Agmantinite, ideally Ag2MnSnS4, is a new mineral from the Uchucchacua polymetallic deposit, Oyon district, Catajambo, Lima Department, Peru. It occurs as orange–red crystals up to 100 μm across. Agmantinite is translucent with adamantine lustre and possesses a red streak. It is brittle. Neither fracture nor cleavage were observed. Based on the empirical formula the calculated density is 4.574 g/cm3. On the basis of chemically similar compounds the Mohs hardness is estimated at between 2 to 2½. In plane-polarised light agmantinite is white with red internal reflections. It is weakly bireflectant with no observable pleochroism with red internal reflections. Between crossed polars, agmantinite is weakly anisotropic with reddish brown to greenish grey rotation tints.
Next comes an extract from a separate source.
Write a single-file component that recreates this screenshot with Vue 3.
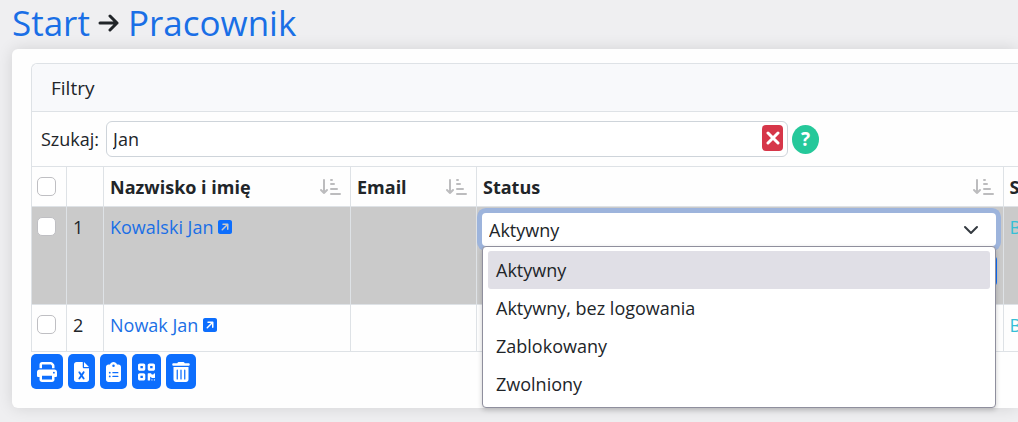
<template>
  <div class="page">
    <h1 class="breadcrumb">
      <a href="#">Start</a>
      <svg class="crumb-arrow" viewBox="0 0 22 18" aria-hidden="true">
        <path d="M2 9h17M12 2l7 7-7 7" />
      </svg>
      <a href="#">Pracownik</a>
    </h1>

    <main class="card">
      <section class="filters">
        <h2 class="filters-title">Filtry</h2>
        <div class="filters-row">
          <label for="search">Szukaj:</label>
          <div class="search-box">
            <input id="search" v-model="search" type="text" />
            <button class="clear-btn" type="button" aria-label="Wyczyść" @click="search = ''">
              <svg viewBox="0 0 14 14"><path d="M2 2l10 10M12 2L2 12" /></svg>
            </button>
          </div>
          <button class="help-btn" type="button">?</button>
        </div>
      </section>

      <table class="grid">
        <colgroup>
          <col class="col-check" />
          <col class="col-no" />
          <col class="col-name" />
          <col class="col-email" />
          <col />
          <col class="col-last" />
        </colgroup>
        <thead>
          <tr>
            <th><input type="checkbox" aria-label="Zaznacz wszystkie" /></th>
            <th></th>
            <th v-for="column in columns" :key="column">
              <div class="head-cell">
                <span>{{ column }}</span>
                <svg class="sort-icon" viewBox="0 0 22 18" aria-hidden="true">
                  <path d="M5 2v13M2 12l3 3 3-3" />
                  <path d="M12 2h1M12 6h3M12 11h6M12 16h9" />
                </svg>
              </div>
            </th>
            <th>S</th>
          </tr>
        </thead>
        <tbody>
          <tr v-for="row in rows" :key="row.id" :class="{ editing: row.editing }">
            <td><input type="checkbox" :aria-label="row.name" /></td>
            <td>{{ row.id }}</td>
            <td>
              <a class="name-link" href="#">
                {{ row.name }}
                <svg viewBox="0 32 448 448" aria-hidden="true"><path :d="linkIcon" /></svg>
              </a>
            </td>
            <td></td>
            <td class="status-cell">
              <div v-if="row.editing" class="editor">
                <div class="select-wrap">
                  <select v-model="status" aria-label="Status">
                    <option v-for="option in options" :key="option">{{ option }}</option>
                  </select>
                  <svg class="chevron" viewBox="0 0 16 16" aria-hidden="true">
                    <path d="M2 5l6 6 6-6" />
                  </svg>
                  <ul class="menu">
                    <li
                      v-for="option in options"
                      :key="option"
                      :class="{ active: option === status }"
                      @click="status = option"
                    >
                      {{ option }}
                    </li>
                  </ul>
                </div>
                <button class="save-btn" type="button" aria-label="Zapisz"></button>
              </div>
            </td>
            <td><a class="cyan-link" href="#">B</a></td>
          </tr>
        </tbody>
      </table>

      <div class="toolbar">
        <button v-for="tool in tools" :key="tool.name" type="button" :class="tool.name" :aria-label="tool.label">
          <svg :viewBox="tool.box"><path :d="tool.path" /></svg>
        </button>
      </div>
    </main>
  </div>
</template>

<script setup>
import { ref } from 'vue'

const search = ref('Jan')
const status = ref('Aktywny')

const columns = ['Nazwisko i imię', 'Email', 'Status']
const options = ['Aktywny', 'Aktywny, bez logowania', 'Zablokowany', 'Zwolniony']
const rows = [
  { id: 1, name: 'Kowalski Jan', editing: true },
  { id: 2, name: 'Nowak Jan', editing: false }
]

const linkIcon =
  'M384 32c35.3 0 64 28.7 64 64V416c0 35.3-28.7 64-64 64H64c-35.3 0-64-28.7-64-64V96C0 60.7 28.7 32 64 32H384zM160 144c-13.3 0-24 10.7-24 24s10.7 24 24 24h94.1L119 327c-9.4 9.4-9.4 24.6 0 33.9s24.6 9.4 33.9 0l135-135V328c0 13.3 10.7 24 24 24s24-10.7 24-24V168c0-13.3-10.7-24-24-24H160z'

const tools = [
  {
    name: 'print',
    label: 'Drukuj',
    box: '0 0 512 512',
    path: 'M128 0C92.7 0 64 28.7 64 64v96h64V64H354.7L384 93.3V160h64V93.3c0-17-6.7-33.3-18.7-45.3L400 18.7C388 6.7 371.7 0 354.7 0H128zM384 352v96H128V352H384zm64 32h32c17.7 0 32-14.3 32-32V256c0-35.3-28.7-64-64-64H64c-35.3 0-64 28.7-64 64v96c0 17.7 14.3 32 32 32H64v64c0 35.3 28.7 64 64 64H384c35.3 0 64-28.7 64-64V384zM432 248a24 24 0 1 1 0 48 24 24 0 1 1 0-48z'
  },
  {
    name: 'excel',
    label: 'Eksport do Excela',
    box: '0 0 384 512',
    path: 'M64 0C28.7 0 0 28.7 0 64V448c0 35.3 28.7 64 64 64H320c35.3 0 64-28.7 64-64V160H256c-17.7 0-32-14.3-32-32V0H64zM256 0V128H384L256 0zM155.7 250.2L192 302.1l36.3-51.9c7.6-10.9 22.6-13.5 33.4-5.9s13.5 22.6 5.9 33.4L221.3 344l46.4 66.2c7.6 10.9 5 25.8-5.9 33.4s-25.8 5-33.4-5.9L192 385.8l-36.3 51.9c-7.6 10.9-22.6 13.5-33.4 5.9s-13.5-22.6-5.9-33.4L162.7 344l-46.4-66.2c-7.6-10.9-5-25.8 5.9-33.4s25.8-5 33.4 5.9z'
  },
  {
    name: 'list',
    label: 'Kopiuj do schowka',
    box: '0 0 384 512',
    path: 'M192 0c-41.8 0-77.4 26.7-90.5 64H64C28.7 64 0 92.7 0 128V448c0 35.3 28.7 64 64 64H320c35.3 0 64-28.7 64-64V128c0-35.3-28.7-64-64-64H282.5C269.4 26.7 233.8 0 192 0zm0 64a32 32 0 1 1 0 64 32 32 0 1 1 0-64zM72 272a24 24 0 1 1 48 0 24 24 0 1 1 -48 0zm104-16H304c8.8 0 16 7.2 16 16s-7.2 16-16 16H176c-8.8 0-16-7.2-16-16s7.2-16 16-16zM72 368a24 24 0 1 1 48 0 24 24 0 1 1 -48 0zm88 0c0-8.8 7.2-16 16-16H304c8.8 0 16 7.2 16 16s-7.2 16-16 16H176c-8.8 0-16-7.2-16-16z'
  },
  {
    name: 'qr',
    label: 'Kody QR',
    box: '0 0 448 512',
    path: 'M0 80C0 53.5 21.5 32 48 32h96c26.5 0 48 21.5 48 48v96c0 26.5-21.5 48-48 48H48c-26.5 0-48-21.5-48-48V80zM64 96v64h64V96H64zM0 336c0-26.5 21.5-48 48-48h96c26.5 0 48 21.5 48 48v96c0 26.5-21.5 48-48 48H48c-26.5 0-48-21.5-48-48V336zm64 16v64h64V352H64zM304 32h96c26.5 0 48 21.5 48 48v96c0 26.5-21.5 48-48 48H304c-26.5 0-48-21.5-48-48V80c0-26.5 21.5-48 48-48zm80 64H320v64h64V96zM256 304c0-8.8 7.2-16 16-16h64c8.8 0 16 7.2 16 16s7.2 16 16 16h32c8.8 0 16-7.2 16-16s7.2-16 16-16s16 7.2 16 16v96c0 8.8-7.2 16-16 16H368c-8.8 0-16-7.2-16-16s-7.2-16-16-16s-16 7.2-16 16v64c0 8.8-7.2 16-16 16H272c-8.8 0-16-7.2-16-16V304zM368 480a16 16 0 1 1 0-32 16 16 0 1 1 0 32zm64 0a16 16 0 1 1 0-32 16 16 0 1 1 0 32z'
  },
  {
    name: 'trash',
    label: 'Usuń',
    box: '0 0 448 512',
    path: 'M135.2 17.7L128 32H32C14.3 32 0 46.3 0 64S14.3 96 32 96H416c17.7 0 32-14.3 32-32s-14.3-32-32-32H320l-7.2-14.3C307.4 6.8 296.3 0 284.2 0H163.8c-12.1 0-23.2 6.8-28.6 17.7zM416 128H32V448c0 35.3 28.7 64 64 64H352c35.3 0 64-28.7 64-64V128zM144 208V432c0 8.8-7.2 16-16 16s-16-7.2-16-16V208c0-8.8 7.2-16 16-16s16 7.2 16 16zm96 0V432c0 8.8-7.2 16-16 16s-16-7.2-16-16V208c0-8.8 7.2-16 16-16s16 7.2 16 16zm96 0V432c0 8.8-7.2 16-16 16s-16-7.2-16-16V208c0-8.8 7.2-16 16-16s16 7.2 16 16z'
  }
]
</script>

<style>
body {
  background: #efeff1;
}
</style>

<style scoped>
* {
  box-sizing: border-box;
}

.page {
  overflow: hidden;
  padding: 0 0 14px 12px;
  font-family: 'Open Sans', 'Noto Sans', sans-serif;
  font-size: 18px;
  line-height: 26px;
  color: #212529;
}

a {
  color: #1a6fe6;
  text-decoration: none;
}

button,
input,
select {
  font: inherit;
  color: inherit;
}

/* Breadcrumb */
.breadcrumb {
  display: flex;
  align-items: center;
  gap: 8px;
  margin: 0;
  padding-bottom: 3px;
  font-size: 35px;
  font-weight: 400;
  line-height: 46px;
}

.crumb-arrow {
  width: 22px;
  height: 18px;
  fill: none;
  stroke: #212529;
  stroke-width: 3;
  stroke-linecap: round;
  stroke-linejoin: round;
}

.card {
  padding: 14px 0 19px 19px;
  background: #fefefe;
  border-radius: 6px 0 0 6px;
  box-shadow: 0 0 16px rgba(0, 0, 0, 0.12);
}

/* Filters */
.filters {
  border: 1px solid #dee2e6;
  border-width: 1px 0 0 1px;
  border-radius: 6px 0 0 0;
}

.filters-title {
  margin: 0;
  padding: 11px 19px 10px;
  font-size: 19px;
  font-weight: 400;
  background: #f8f9fb;
  border-bottom: 1px solid #dee2e6;
  border-radius: 6px 0 0 0;
}

.filters-row {
  display: flex;
  align-items: center;
  padding: 9px;
}

.search-box {
  position: relative;
  flex: 1;
  max-width: 682px;
  margin: 0 4px 0 7px;
}

.search-box input {
  display: block;
  width: 100%;
  height: 36px;
  padding: 0 40px 0 6px;
  background: #fff;
  border: 1px solid #ced4da;
  border-radius: 6px;
}

.clear-btn {
  position: absolute;
  top: 4px;
  right: 5px;
  display: flex;
  align-items: center;
  justify-content: center;
  width: 21px;
  height: 26px;
  padding: 0;
  background: #d63649;
  border: 0;
  border-radius: 4px;
}

.clear-btn svg {
  width: 14px;
  height: 14px;
  fill: none;
  stroke: #fff;
  stroke-width: 3;
  stroke-linecap: round;
}

.help-btn {
  width: 27px;
  height: 29px;
  padding: 0;
  font-size: 19px;
  font-weight: 700;
  color: #fff;
  background: #25c89a;
  border: 0;
  border-radius: 50%;
}

/* Grid */
.grid {
  width: 100%;
  table-layout: fixed;
  border-collapse: collapse;
}

.col-check {
  width: 35px;
}

.col-no {
  width: 37px;
}

.col-name {
  width: 247px;
}

.col-email {
  width: 126px;
}

.col-last {
  width: 15px;
}

th,
td {
  padding: 7px 6px;
  text-align: left;
  vertical-align: top;
  white-space: nowrap;
  border: 1px solid #dee2e6;
  border-right: 0;
}

th:first-child,
td:first-child {
  padding-left: 5px;
}

th {
  padding-bottom: 6px;
  font-weight: 700;
}

.status-cell {
  padding: 6px 7px 6px 5px;
}

tbody tr {
  height: 47px;
}

tr.editing {
  height: 98px;
  background: #cacaca;
}

.head-cell {
  display: flex;
  align-items: center;
  justify-content: space-between;
  padding-right: 3px;
}

.sort-icon {
  width: 22px;
  height: 18px;
  fill: none;
  stroke: #bcbcbe;
  stroke-width: 2;
  stroke-linecap: round;
  stroke-linejoin: round;
}

input[type='checkbox'] {
  display: block;
  width: 19px;
  height: 19px;
  margin: 3px 0 0;
  appearance: none;
  background: #fff;
  border: 1px solid #bfbfc3;
  border-radius: 5px;
}

.name-link {
  display: flex;
  align-items: center;
  gap: 5px;
}

.name-link svg {
  width: 14px;
  height: 14px;
  fill: #0d6efd;
}

.cyan-link {
  color: #35bfd6;
}

/* Status editor */
.editor {
  display: flex;
  flex-direction: column;
  align-items: flex-end;
  gap: 9px;
}

.select-wrap {
  position: relative;
  width: 100%;
}

.select-wrap select {
  display: block;
  width: 100%;
  height: 33px;
  padding: 0 40px 0 7px;
  appearance: none;
  background: #fff;
  border: 0;
  border-radius: 4px;
  box-shadow: 0 0 0 5px #9db4dc;
}

.chevron {
  position: absolute;
  top: 9px;
  right: 17px;
  width: 16px;
  height: 16px;
  fill: none;
  stroke: #343a40;
  stroke-width: 2;
  stroke-linecap: round;
  stroke-linejoin: round;
}

.menu {
  position: absolute;
  z-index: 5;
  top: 100%;
  left: 0;
  right: 0;
  margin: 0;
  padding: 4px 5px;
  list-style: none;
  background: #fff;
  border: 1px solid #8f8f9d;
  border-radius: 4px;
  box-shadow: 0 2px 5px rgba(0, 0, 0, 0.2);
}

.menu li {
  padding: 6px 8px;
  border-radius: 3px;
}

.menu li.active {
  background: #e0dfe6;
}

.save-btn {
  width: 40px;
  height: 32px;
  margin-right: -1px;
  padding: 0;
  background: #0d6efd;
  border: 0;
  border-radius: 5px;
}

/* Toolbar */
.toolbar {
  display: flex;
  gap: 5px;
  padding-top: 2px;
}

.toolbar button {
  display: flex;
  align-items: center;
  justify-content: center;
  height: 35px;
  padding: 0 6px;
  background: #0d6efd;
  border: 0;
  border-radius: 5px;
}

.toolbar svg {
  width: 15px;
  height: 20px;
  fill: #fff;
}

.toolbar .print svg {
  width: 20px;
}

.toolbar .qr svg {
  width: 17px;
}

.toolbar .trash svg {
  width: 18px;
}
</style>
The reflectances (Rmin and Rmax) for the four standard wavelengths are: 19.7 and 22.0 (470 nm); 20.5 and 23.2 (546 nm); 21.7 and 2.49 (589 nm); and 20.6 and 23.6 (650 nm), respectively.

Agmantinite is orthorhombic, space group P21nm, with unit-cell parameters: a = 6.632(2), b = 6.922(2), c = 8.156(2) Å, V = 374.41(17) Å3, a:b:c 0.958:1:1.178 and Z = 2. The crystal structure was refined to R = 0.0575 for 519 reflections with I > 2σ(I). Agmantinite is the first known mineral of ${M}_{\rm 2}^{\rm I} $MIIMIVS4 type that is derived from wurtzite rather than sphalerite by ordered substitution of Zn, analogous to the substitution pattern for deriving stannite from sphalerite. The six strongest X-ray powder-diffraction lines derived from single-crystal X-ray diffraction data [d in Å (intensity)] are: 3.51 (s), 3.32 (w), 3.11 (vs), 2.42 (w), 2.04 (m) and 1.88 (m). The empirical formula (based on 8 apfu) is (Ag1.94Cu0.03)Σ1.97(Mn0.98Zn0.05)Σ1.03Sn0.97S4.03.The crystal structure-derived formula is Ag2(Mn0.69Zn0.31)Σ1.00SnS4 and the simplified formula is Ag2MnSnS4.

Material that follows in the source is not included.